To start off, the DVD menu is a little on the drab side. While the box art is certainly appealing, mostly because it captures the intent of the film so well, just putting the box art on the DVD menu has been done to death. It’s so unoriginal that it loses any appeal that it may have had.
But the film itself is what we’re truly after here, so let’s have a look.
Decoys is the story of a fellow who comes home one Halloween night to find the house a little colder than he expected. A LOT colder. So cold that his roommates seem to have frozen to death. IN the house.
Then, for reasons that are utterly unfathomable, we shift off to another college where a couple of very attractive pre-med coeds who like the cold have just moved into a freshman dorm.

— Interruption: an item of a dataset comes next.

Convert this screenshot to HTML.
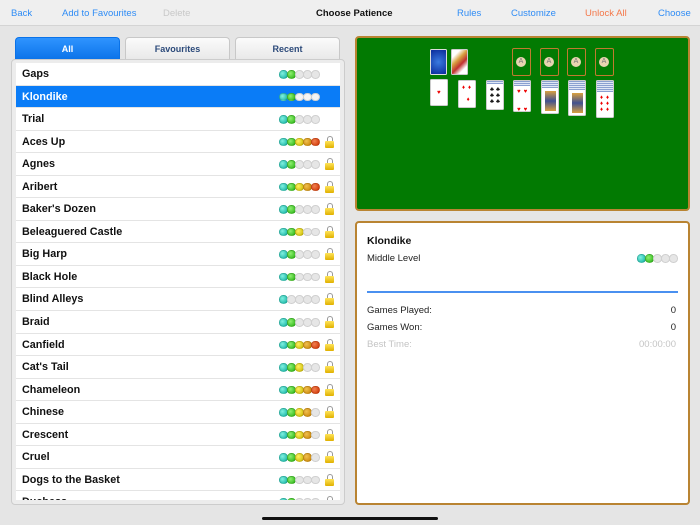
<!DOCTYPE html>
<html><head><meta charset="utf-8"><style>
*{margin:0;padding:0;box-sizing:border-box}
body{width:700px;height:525px;background:#e5e5e5;font-family:"Liberation Sans",sans-serif;position:relative;overflow:hidden}
.a{position:absolute}
.top{left:0;top:0;width:700px;height:26px;background:#efefef;border-bottom:1px solid #d4d4d4}
.top span{position:absolute;top:8px;font-size:9.5px;color:#2f8cf5}
.tab{top:37px;height:23px;width:105px;border:1px solid #c8c8c8;border-bottom:none;border-radius:4px 4px 0 0;background:linear-gradient(#fbfbfb,#e8e8e8);font-size:9px;font-weight:bold;color:#2c4a7a;text-align:center;line-height:22px}
.list{left:11px;top:59px;width:334px;height:446px;background:#ececec;border:1px solid #ccc;border-radius:4px}
.rows{left:16px;top:63px;width:324px;height:437px;background:#fff;overflow:hidden}
.row{height:22.55px;border-bottom:1px solid #e4e4e4;position:relative;font-size:10.8px;font-weight:bold;color:#111;line-height:23px;padding-left:6px}
.row.sel{background:#0a7cf7;color:#fff}
.dots{position:absolute;left:263px;top:7px;width:44px;height:9px}
.d{position:absolute;top:0;width:8.5px;height:8.5px;border-radius:50%;border:1px solid rgba(0,0,0,.12);display:block}
.d:nth-child(1){left:0}.d:nth-child(2){left:8px}.d:nth-child(3){left:16px}.d:nth-child(4){left:24px}.d:nth-child(5){left:32px}
.e{background:#e6e6e6;border-color:#d0d0d0}
.t{background:radial-gradient(circle at 35% 35%,#7ff0e0,#10b0a0)}
.g{background:radial-gradient(circle at 35% 35%,#8ff070,#25b010)}
.y{background:radial-gradient(circle at 35% 35%,#fff060,#c8b800)}
.o{background:radial-gradient(circle at 35% 35%,#f0c050,#c88000)}
.r{background:radial-gradient(circle at 35% 35%,#f08050,#d03000)}
.sel .e{background:#f4f4f4}
.lock{position:absolute;left:309px;top:5px;width:9px;height:12px}
.lock:before{content:"";position:absolute;left:1.5px;top:0;width:6px;height:6px;border:1.5px solid #999;border-bottom:none;border-radius:3px 3px 0 0;box-sizing:border-box}
.lock:after{content:"";position:absolute;left:0;top:5px;width:9px;height:7px;background:linear-gradient(#ffe45a,#e0b000);border-radius:1px}
.felt{left:355px;top:36px;width:335px;height:175px;background:#027a02;border:2px solid #b98432;border-radius:4px}
.info{left:355px;top:221px;width:335px;height:284px;background:#fff;border:2px solid #b98432;border-radius:4px}
.c{position:absolute;background:#fff;border:1px solid #ccc;border-radius:1.5px;overflow:hidden}
.f{position:absolute;border:1.5px solid #c07a30;border-radius:2px;width:19px;height:28px}
.f:after{content:"A";position:absolute;left:3px;top:8px;width:10px;height:10px;border-radius:50%;background:#e8d5b0;font-size:7px;color:#777;text-align:center;line-height:10px}
.bk{position:absolute;background:repeating-linear-gradient(#8aa0d0 0 1px,#dfe6f5 1px 2px)}
.pip{position:absolute;font-size:6px;line-height:6px}
.info div{position:absolute;font-size:9.5px;color:#222}
</style></head><body>
<div class="a top">
<span style="left:11px">Back</span><span style="left:62px">Add to Favourites</span><span style="left:163px;color:#c8c8c8">Delete</span>
<span style="left:316px;color:#111;font-weight:bold">Choose Patience</span>
<span style="left:457px">Rules</span><span style="left:511px">Customize</span><span style="left:585px;color:#f4784a">Unlock All</span><span style="left:658px">Choose</span>
</div>
<div class="a tab" style="left:15px;background:linear-gradient(#2f94ff,#0a72e8);color:#fff;border-color:#0a72e8">All</div>
<div class="a tab" style="left:125px">Favourites</div>
<div class="a tab" style="left:235px">Recent</div>
<div class="a list"></div>
<div class="a rows">
<div class="row">Gaps<div class="dots"><i class="d t"></i><i class="d g"></i><i class="d e"></i><i class="d e"></i><i class="d e"></i></div></div>
<div class="row sel">Klondike<div class="dots"><i class="d t"></i><i class="d g"></i><i class="d e"></i><i class="d e"></i><i class="d e"></i></div></div>
<div class="row">Trial<div class="dots"><i class="d t"></i><i class="d g"></i><i class="d e"></i><i class="d e"></i><i class="d e"></i></div></div>
<div class="row">Aces Up<div class="dots"><i class="d t"></i><i class="d g"></i><i class="d y"></i><i class="d o"></i><i class="d r"></i></div><i class="lock"></i></div>
<div class="row">Agnes<div class="dots"><i class="d t"></i><i class="d g"></i><i class="d e"></i><i class="d e"></i><i class="d e"></i></div><i class="lock"></i></div>
<div class="row">Aribert<div class="dots"><i class="d t"></i><i class="d g"></i><i class="d y"></i><i class="d o"></i><i class="d r"></i></div><i class="lock"></i></div>
<div class="row">Baker's Dozen<div class="dots"><i class="d t"></i><i class="d g"></i><i class="d e"></i><i class="d e"></i><i class="d e"></i></div><i class="lock"></i></div>
<div class="row">Beleaguered Castle<div class="dots"><i class="d t"></i><i class="d g"></i><i class="d y"></i><i class="d e"></i><i class="d e"></i></div><i class="lock"></i></div>
<div class="row">Big Harp<div class="dots"><i class="d t"></i><i class="d g"></i><i class="d e"></i><i class="d e"></i><i class="d e"></i></div><i class="lock"></i></div>
<div class="row">Black Hole<div class="dots"><i class="d t"></i><i class="d g"></i><i class="d e"></i><i class="d e"></i><i class="d e"></i></div><i class="lock"></i></div>
<div class="row">Blind Alleys<div class="dots"><i class="d t"></i><i class="d e"></i><i class="d e"></i><i class="d e"></i><i class="d e"></i></div><i class="lock"></i></div>
<div class="row">Braid<div class="dots"><i class="d t"></i><i class="d g"></i><i class="d e"></i><i class="d e"></i><i class="d e"></i></div><i class="lock"></i></div>
<div class="row">Canfield<div class="dots"><i class="d t"></i><i class="d g"></i><i class="d y"></i><i class="d o"></i><i class="d r"></i></div><i class="lock"></i></div>
<div class="row">Cat's Tail<div class="dots"><i class="d t"></i><i class="d g"></i><i class="d y"></i><i class="d e"></i><i class="d e"></i></div><i class="lock"></i></div>
<div class="row">Chameleon<div class="dots"><i class="d t"></i><i class="d g"></i><i class="d y"></i><i class="d o"></i><i class="d r"></i></div><i class="lock"></i></div>
<div class="row">Chinese<div class="dots"><i class="d t"></i><i class="d g"></i><i class="d y"></i><i class="d o"></i><i class="d e"></i></div><i class="lock"></i></div>
<div class="row">Crescent<div class="dots"><i class="d t"></i><i class="d g"></i><i class="d y"></i><i class="d o"></i><i class="d e"></i></div><i class="lock"></i></div>
<div class="row">Cruel<div class="dots"><i class="d t"></i><i class="d g"></i><i class="d y"></i><i class="d o"></i><i class="d e"></i></div><i class="lock"></i></div>
<div class="row">Dogs to the Basket<div class="dots"><i class="d t"></i><i class="d g"></i><i class="d e"></i><i class="d e"></i><i class="d e"></i></div><i class="lock"></i></div>
<div class="row">Duchess<div class="dots"><i class="d t"></i><i class="d g"></i><i class="d e"></i><i class="d e"></i><i class="d e"></i></div><i class="lock"></i></div>
</div>
<div class="a felt"></div>
<div class="c" style="left:430px;top:49px;width:17px;height:26px;background:radial-gradient(circle,#3a7ae0,#0a2a9a);border-color:#ddd"></div>
<div class="c" style="left:451px;top:49px;width:17px;height:26px;background:linear-gradient(135deg,#fff 20%,#d9a040 40%,#c03030 60%,#fff 80%)"></div>
<div class="f" style="left:512px;top:48px"></div><div class="f" style="left:540px;top:48px"></div><div class="f" style="left:567px;top:48px"></div><div class="f" style="left:595px;top:48px"></div>
<div class="c" style="left:430px;top:79px;width:18px;height:27px"><span class="pip" style="left:6px;top:10px;color:#e00">♥</span></div>
<div class="c" style="left:458px;top:80px;width:18px;height:28px"><span class="pip" style="left:3px;top:4px;color:#e00;letter-spacing:3px">♦♦<br><br>&nbsp;♦<br><br>♦♦</span></div>
<div class="c" style="left:486px;top:80px;width:18px;height:30px"><div class="bk" style="left:0;top:0;width:16px;height:3px"></div><span class="pip" style="left:3px;top:6px;color:#000;letter-spacing:2px">♣♣<br>♣♣<br>♣♣</span></div>
<div class="c" style="left:513px;top:80px;width:18px;height:32px"><div class="bk" style="left:0;top:0;width:16px;height:5px"></div><span class="pip" style="left:3px;top:8px;color:#e00;letter-spacing:3px">♥♥<br><br><br>♥♥</span></div>
<div class="c" style="left:541px;top:80px;width:18px;height:34px"><div class="bk" style="left:0;top:0;width:16px;height:7px"></div><div class="a" style="left:3px;top:10px;width:11px;height:20px;background:linear-gradient(#d9a040,#405090,#d9a040)"></div></div>
<div class="c" style="left:568px;top:80px;width:18px;height:36px"><div class="bk" style="left:0;top:0;width:16px;height:9px"></div><div class="a" style="left:3px;top:12px;width:11px;height:20px;background:linear-gradient(#d9a040,#405090,#d9a040)"></div></div>
<div class="c" style="left:596px;top:80px;width:18px;height:38px"><div class="bk" style="left:0;top:0;width:16px;height:11px"></div><span class="pip" style="left:3px;top:14px;color:#e00;letter-spacing:3px">♦♦<br>♦♦<br>♦♦</span></div>
<div class="a info">
<div style="left:10px;top:12px;font-weight:bold;font-size:10.5px;color:#111">Klondike</div>
<div style="left:10px;top:30px">Middle Level</div>
<div style="left:280px;top:31px;width:44px;height:9px"><i class="d t"></i><i class="d g"></i><i class="d e"></i><i class="d e"></i><i class="d e"></i></div>
<div style="left:10px;top:68px;width:311px;height:2px;background:#4a90f0"></div>
<div style="left:10px;top:82px">Games Played:</div><div style="right:12px;top:82px">0</div>
<div style="left:10px;top:99px">Games Won:</div><div style="right:12px;top:99px">0</div>
<div style="left:10px;top:116px;color:#c4c4c4">Best Time:</div><div style="right:12px;top:116px;color:#c4c4c4">00:00:00</div>
</div>
<div class="a" style="left:262px;top:517px;width:176px;height:3px;border-radius:2px;background:#111"></div>
</body></html>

And if you’ve spent any time in a freshman dorm recently, you know that this spells a whole herd of h***y teenage guys who should be making a***s out of themselves to get noticed.
But these chicks aren’t the norm.
They have tentacles that sprout from their spines.

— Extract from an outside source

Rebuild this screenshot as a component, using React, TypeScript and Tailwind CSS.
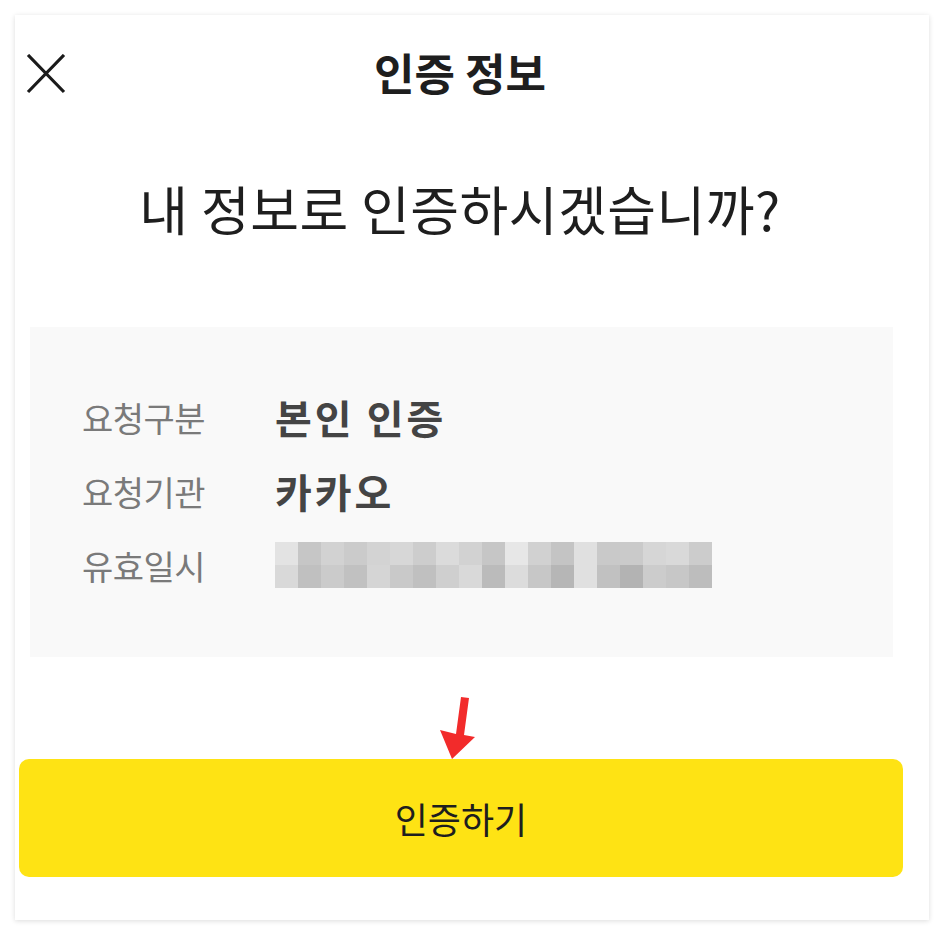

They also have a thing for liquid nitrogen.
The first thing you notice right off is at the nineteen minute, eighteen second mark. There’s a hot blonde coed on stage next to the school’s hockey captain at a sorority rush mixer with booze for all. And what does a random wit in the audience shriek?
“Give him a kiss!”
Obviously someone put a lot of research into this script. Because no one would EVER suggest anything stronger than THAT at a college party. No one would EVER be so crass as to suggest that the young lady part with some clothing…say…her top? Never.
The rest of the movie spreads outward like a fairly standard alien murder mystery kind of deal. Our steadily dwindling Scooby Gang searches for answers to the great mystery of who are these tentacle chicks, where do they come from, what do they want on their pizza, that they have a serious and debilitating fear of fire, so on and so forth, on into video eternity.
While there are some terribly amusing special effects–especially the tentacles that show up on a regular basis–we all know that special effects alone do not a movie make. The plot is all the more important, and it’s not actively offensive. It’s fairly standard stuff. Yes, they’re distracting from cliches and obvious holes in the plot and horrific dialogue featuring phrases like “To finally uncover them for who they truly are.” with tons of nudity and huge and impressive…tracts of LAND…every few minutes (Monty Python fans should get that right off.).
It’s obvious the overt displays of strategic and ample portions of the female anatomy are designed to draw our attention away from a plot with a far lower endowment than the female leads.
But you know what? This is somehow all right. This is an old cliche that hearkens back to the bad old flood-the-market eighties, where every third slasher film was a race to see how fast the female lead could get her top off. It’s almost a homage.
And yes, we’ve got our share of annoyances. Annoyances like “Gibby.” Gibby is our standard rap star gone insane, spouting all the latest shiznits and off the hook’s enough for any three useless wannabes.
The ending is a real barnburner, and I mean that LITERALLY. Wait until you see the last fifteen minutes of Decoys. There are all manner of twists, turns, amusing sidebars, puns, and flamethrowers. Seriously! It’s worth it! It is an EXCELLENT ending, with fantastic twists. Easily one of the best I’ve seen in quite some time.
The special features include English (for once!) subtitles, a making of featurette and trailers for “Asylum of the Damned,” “Starship Troopers 2: Hero of the Federation” (it should be noted here that they included the entire title, and the appropriate kudos should be given for this show of respect.), “Hellboy,” “Kaena: The Prophecy,” “The Lost Skeleton of Cadavra,” and “Everquest 2.” Surprisingly, there is no trailer for “Decoys,” a normally standard feature not included.
All in all, despite some hackeneyed dialogue and a rather predictable plotline, Decoys overcomes its handicaps to emerge as a fairly solid title.